Justice Stone “looked around to see if anyone was listening,” Perkins later recounted. Then he put his hand up, whispering confidentially, “The taxing power, my dear, the taxing power.” Then he added, “You can do anything under the taxing power.’”

“I didn’t question him any further,” Perkins said. “I went back to my committee and I never told them how I got my great information. As far as they knew, I went out into the wilderness and had a vision.”

Supreme Court justices are not permitted to give advisory opinions. The Constitution requires justices to decide actual cases and controversies. Moreover, the executive branch and judicial branch are supposed to be separate.

None of those pesky facts got in the way of Justice Stone’s legal advice to Secretary Perkins. That’s why Stone gave the advice confidentially, in a hushed whisper. That’s why Perkins never revealed her source until long after the Supreme Court had upheld the Social Security statute.

Later she would proudly proclaim, “Social Security is so firmly embedded in the American psychology today that no politician, no political party, no political group could possibly destroy this Act and still maintain our democratic system.”

That’s what happens after the Supreme Court upholds a massive entitlement program. It never goes away. It never can.

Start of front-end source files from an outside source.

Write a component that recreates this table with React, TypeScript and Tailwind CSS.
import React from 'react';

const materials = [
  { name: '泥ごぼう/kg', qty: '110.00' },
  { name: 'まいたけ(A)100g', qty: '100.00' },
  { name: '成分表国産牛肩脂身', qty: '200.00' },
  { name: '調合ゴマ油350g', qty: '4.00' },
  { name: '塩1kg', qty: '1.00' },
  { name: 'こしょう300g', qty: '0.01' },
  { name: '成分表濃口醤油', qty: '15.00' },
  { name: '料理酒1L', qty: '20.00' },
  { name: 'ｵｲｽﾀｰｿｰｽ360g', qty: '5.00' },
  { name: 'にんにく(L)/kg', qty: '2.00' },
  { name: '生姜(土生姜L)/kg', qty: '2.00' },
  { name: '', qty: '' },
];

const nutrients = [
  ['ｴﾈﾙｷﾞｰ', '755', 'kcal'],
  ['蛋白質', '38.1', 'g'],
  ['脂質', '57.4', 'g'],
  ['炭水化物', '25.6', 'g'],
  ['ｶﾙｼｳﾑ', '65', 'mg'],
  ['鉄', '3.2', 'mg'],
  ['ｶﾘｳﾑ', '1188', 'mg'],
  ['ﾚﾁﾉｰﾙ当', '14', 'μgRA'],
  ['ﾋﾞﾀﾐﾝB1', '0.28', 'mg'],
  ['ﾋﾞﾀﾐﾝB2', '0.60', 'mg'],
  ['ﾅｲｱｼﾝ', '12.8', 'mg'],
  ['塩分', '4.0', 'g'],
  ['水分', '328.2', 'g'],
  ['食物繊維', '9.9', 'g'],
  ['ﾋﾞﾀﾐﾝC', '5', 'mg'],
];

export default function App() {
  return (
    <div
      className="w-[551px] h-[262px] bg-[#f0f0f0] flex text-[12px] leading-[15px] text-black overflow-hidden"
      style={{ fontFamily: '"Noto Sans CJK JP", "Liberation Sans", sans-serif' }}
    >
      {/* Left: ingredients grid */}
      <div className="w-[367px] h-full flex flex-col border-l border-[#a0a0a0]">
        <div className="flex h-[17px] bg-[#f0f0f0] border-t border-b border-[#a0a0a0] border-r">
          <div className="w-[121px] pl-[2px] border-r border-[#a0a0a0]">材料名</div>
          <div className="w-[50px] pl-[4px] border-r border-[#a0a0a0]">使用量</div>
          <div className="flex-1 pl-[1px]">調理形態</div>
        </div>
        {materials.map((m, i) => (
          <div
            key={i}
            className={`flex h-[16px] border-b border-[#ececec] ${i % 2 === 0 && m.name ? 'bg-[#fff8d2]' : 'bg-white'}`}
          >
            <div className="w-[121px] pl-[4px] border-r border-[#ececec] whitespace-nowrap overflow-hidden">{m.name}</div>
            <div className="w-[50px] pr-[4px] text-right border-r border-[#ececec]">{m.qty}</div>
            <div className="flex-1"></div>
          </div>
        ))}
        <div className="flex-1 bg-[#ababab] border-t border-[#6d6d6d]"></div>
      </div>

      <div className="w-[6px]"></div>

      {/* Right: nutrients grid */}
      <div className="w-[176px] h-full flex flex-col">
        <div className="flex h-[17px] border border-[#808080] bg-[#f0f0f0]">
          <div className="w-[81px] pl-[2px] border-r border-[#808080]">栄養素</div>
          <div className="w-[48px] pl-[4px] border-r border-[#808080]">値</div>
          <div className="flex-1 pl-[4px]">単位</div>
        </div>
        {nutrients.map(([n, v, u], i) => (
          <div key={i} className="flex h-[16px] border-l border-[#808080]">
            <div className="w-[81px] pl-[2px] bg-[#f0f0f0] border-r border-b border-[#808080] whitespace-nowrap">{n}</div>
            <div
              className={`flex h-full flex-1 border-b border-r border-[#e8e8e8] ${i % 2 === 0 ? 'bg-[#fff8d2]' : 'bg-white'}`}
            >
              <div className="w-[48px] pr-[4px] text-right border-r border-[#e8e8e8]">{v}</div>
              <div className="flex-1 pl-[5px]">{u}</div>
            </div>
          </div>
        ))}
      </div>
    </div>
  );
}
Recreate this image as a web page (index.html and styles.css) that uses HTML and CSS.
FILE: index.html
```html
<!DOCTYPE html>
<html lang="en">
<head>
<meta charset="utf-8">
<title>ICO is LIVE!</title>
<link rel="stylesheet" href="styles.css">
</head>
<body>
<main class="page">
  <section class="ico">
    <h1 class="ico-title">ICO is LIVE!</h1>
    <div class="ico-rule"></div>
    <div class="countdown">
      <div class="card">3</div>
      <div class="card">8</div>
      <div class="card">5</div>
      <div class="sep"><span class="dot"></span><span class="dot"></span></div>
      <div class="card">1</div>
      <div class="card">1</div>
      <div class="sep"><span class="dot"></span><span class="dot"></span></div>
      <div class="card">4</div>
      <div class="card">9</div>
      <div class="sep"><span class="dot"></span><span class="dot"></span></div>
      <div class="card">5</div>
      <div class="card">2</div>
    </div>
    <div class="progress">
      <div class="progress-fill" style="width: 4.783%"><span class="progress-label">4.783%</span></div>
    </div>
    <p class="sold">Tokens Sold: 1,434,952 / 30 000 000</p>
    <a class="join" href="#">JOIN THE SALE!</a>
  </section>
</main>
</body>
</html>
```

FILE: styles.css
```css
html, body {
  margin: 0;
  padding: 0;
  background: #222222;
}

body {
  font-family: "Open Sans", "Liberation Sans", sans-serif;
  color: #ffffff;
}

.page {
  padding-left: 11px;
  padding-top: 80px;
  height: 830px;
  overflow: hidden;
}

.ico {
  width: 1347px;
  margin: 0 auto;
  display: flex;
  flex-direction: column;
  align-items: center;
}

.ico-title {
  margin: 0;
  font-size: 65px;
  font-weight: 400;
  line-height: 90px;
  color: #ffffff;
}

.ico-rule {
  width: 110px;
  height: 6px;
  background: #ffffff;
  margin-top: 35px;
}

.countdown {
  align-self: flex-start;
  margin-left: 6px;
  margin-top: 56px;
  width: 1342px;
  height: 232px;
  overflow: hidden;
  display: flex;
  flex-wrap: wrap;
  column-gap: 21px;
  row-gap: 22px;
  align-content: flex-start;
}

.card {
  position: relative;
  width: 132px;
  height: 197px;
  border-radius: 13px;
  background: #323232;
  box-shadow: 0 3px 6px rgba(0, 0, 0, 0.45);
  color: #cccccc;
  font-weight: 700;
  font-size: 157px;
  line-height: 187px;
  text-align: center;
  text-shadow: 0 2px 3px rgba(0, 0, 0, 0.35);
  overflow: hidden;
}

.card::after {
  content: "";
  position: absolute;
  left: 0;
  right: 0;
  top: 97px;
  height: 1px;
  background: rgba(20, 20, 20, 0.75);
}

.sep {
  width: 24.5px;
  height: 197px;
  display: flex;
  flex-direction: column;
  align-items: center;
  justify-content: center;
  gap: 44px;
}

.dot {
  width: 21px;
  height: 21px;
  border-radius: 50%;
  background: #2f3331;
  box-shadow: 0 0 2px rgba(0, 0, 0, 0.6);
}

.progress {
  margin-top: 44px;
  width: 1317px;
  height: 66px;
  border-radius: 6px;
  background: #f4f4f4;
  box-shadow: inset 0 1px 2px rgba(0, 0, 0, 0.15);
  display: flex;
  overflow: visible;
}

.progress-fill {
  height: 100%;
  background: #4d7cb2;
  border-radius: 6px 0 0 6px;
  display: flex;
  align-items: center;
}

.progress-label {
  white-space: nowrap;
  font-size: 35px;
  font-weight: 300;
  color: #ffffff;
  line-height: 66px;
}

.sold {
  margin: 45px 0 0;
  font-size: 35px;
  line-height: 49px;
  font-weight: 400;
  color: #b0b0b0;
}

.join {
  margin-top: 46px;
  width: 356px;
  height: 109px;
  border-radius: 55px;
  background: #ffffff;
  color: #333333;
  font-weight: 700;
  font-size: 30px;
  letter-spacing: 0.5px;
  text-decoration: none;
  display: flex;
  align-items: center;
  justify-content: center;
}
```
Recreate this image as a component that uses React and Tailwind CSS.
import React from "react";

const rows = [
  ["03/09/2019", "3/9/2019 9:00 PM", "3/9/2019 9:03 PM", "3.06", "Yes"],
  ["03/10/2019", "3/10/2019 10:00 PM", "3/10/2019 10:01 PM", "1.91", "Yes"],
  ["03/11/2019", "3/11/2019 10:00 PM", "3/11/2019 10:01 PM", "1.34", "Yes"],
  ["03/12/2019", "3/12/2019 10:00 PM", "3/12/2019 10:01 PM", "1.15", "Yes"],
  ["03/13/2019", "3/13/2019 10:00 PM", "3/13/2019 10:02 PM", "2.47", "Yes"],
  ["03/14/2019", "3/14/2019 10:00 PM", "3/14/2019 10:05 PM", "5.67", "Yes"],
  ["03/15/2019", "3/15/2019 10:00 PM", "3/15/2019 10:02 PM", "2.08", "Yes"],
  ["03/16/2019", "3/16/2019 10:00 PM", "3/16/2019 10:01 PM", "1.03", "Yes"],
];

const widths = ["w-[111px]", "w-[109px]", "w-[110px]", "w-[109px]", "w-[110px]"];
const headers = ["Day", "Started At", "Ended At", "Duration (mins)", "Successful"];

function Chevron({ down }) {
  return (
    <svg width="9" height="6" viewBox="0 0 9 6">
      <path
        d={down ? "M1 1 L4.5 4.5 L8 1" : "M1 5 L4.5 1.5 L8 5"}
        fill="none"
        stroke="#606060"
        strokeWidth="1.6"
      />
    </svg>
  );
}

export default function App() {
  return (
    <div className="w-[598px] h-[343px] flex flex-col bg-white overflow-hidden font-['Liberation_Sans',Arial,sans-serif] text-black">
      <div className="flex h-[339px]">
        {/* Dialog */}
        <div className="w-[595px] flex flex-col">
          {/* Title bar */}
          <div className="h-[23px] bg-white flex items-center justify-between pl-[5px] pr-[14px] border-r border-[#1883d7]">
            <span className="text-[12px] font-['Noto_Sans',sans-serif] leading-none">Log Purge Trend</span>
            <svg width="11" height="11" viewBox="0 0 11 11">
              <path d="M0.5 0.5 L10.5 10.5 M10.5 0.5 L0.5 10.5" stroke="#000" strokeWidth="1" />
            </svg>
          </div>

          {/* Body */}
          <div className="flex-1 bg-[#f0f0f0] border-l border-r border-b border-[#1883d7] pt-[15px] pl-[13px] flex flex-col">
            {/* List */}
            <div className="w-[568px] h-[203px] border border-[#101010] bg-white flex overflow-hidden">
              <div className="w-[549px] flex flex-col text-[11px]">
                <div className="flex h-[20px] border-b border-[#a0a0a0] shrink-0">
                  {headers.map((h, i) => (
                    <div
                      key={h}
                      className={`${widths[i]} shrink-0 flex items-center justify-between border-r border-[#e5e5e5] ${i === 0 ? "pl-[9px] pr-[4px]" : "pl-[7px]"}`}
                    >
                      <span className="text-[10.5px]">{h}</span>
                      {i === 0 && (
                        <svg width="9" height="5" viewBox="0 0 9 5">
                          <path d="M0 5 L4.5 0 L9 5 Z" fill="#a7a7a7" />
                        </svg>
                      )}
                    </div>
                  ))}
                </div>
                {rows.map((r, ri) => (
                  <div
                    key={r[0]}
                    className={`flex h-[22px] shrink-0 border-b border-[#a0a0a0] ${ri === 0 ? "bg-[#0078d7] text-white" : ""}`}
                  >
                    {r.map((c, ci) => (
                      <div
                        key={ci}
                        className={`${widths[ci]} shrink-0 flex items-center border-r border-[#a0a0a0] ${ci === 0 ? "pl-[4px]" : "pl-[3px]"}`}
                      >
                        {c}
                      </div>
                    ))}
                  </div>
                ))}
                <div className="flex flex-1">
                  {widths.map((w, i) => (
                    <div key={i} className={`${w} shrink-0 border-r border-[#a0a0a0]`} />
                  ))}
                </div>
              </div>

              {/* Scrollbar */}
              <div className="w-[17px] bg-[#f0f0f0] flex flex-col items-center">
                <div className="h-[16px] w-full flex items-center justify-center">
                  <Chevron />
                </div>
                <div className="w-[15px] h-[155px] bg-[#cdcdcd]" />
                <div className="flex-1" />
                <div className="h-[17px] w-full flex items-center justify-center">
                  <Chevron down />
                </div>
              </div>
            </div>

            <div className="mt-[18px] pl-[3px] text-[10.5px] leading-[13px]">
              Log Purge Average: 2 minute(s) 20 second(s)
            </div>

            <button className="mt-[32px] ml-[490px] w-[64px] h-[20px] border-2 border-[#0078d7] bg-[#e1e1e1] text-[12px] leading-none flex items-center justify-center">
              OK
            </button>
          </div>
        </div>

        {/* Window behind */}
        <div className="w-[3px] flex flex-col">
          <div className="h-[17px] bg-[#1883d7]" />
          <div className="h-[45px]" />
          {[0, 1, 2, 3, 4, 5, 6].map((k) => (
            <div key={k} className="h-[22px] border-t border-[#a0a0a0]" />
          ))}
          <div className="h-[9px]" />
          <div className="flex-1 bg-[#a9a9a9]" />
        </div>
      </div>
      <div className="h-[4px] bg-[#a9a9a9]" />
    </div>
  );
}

And that’s what is at stake now as the Supreme Court considers the validity of Obamacare. Does the federal government have this much power?

If not, the statute must fail. The federal government’s powers are “enumerated” — specifically listed — in the Constitution. The federal government can regulate commerce, but that has never before meant compelling citizens to purchase something or punishing inactivity — not purchasing insurance.

If the Court upholds Obamacare, we know from experience that the statute will never go away. No politician, no political party, no political group could possibly repeal it and still maintain our democratic system.

Frances Perkins taught us that.

Gayle Trotter is a writer, lawyer, and mother of six who lives in Washington, D.C.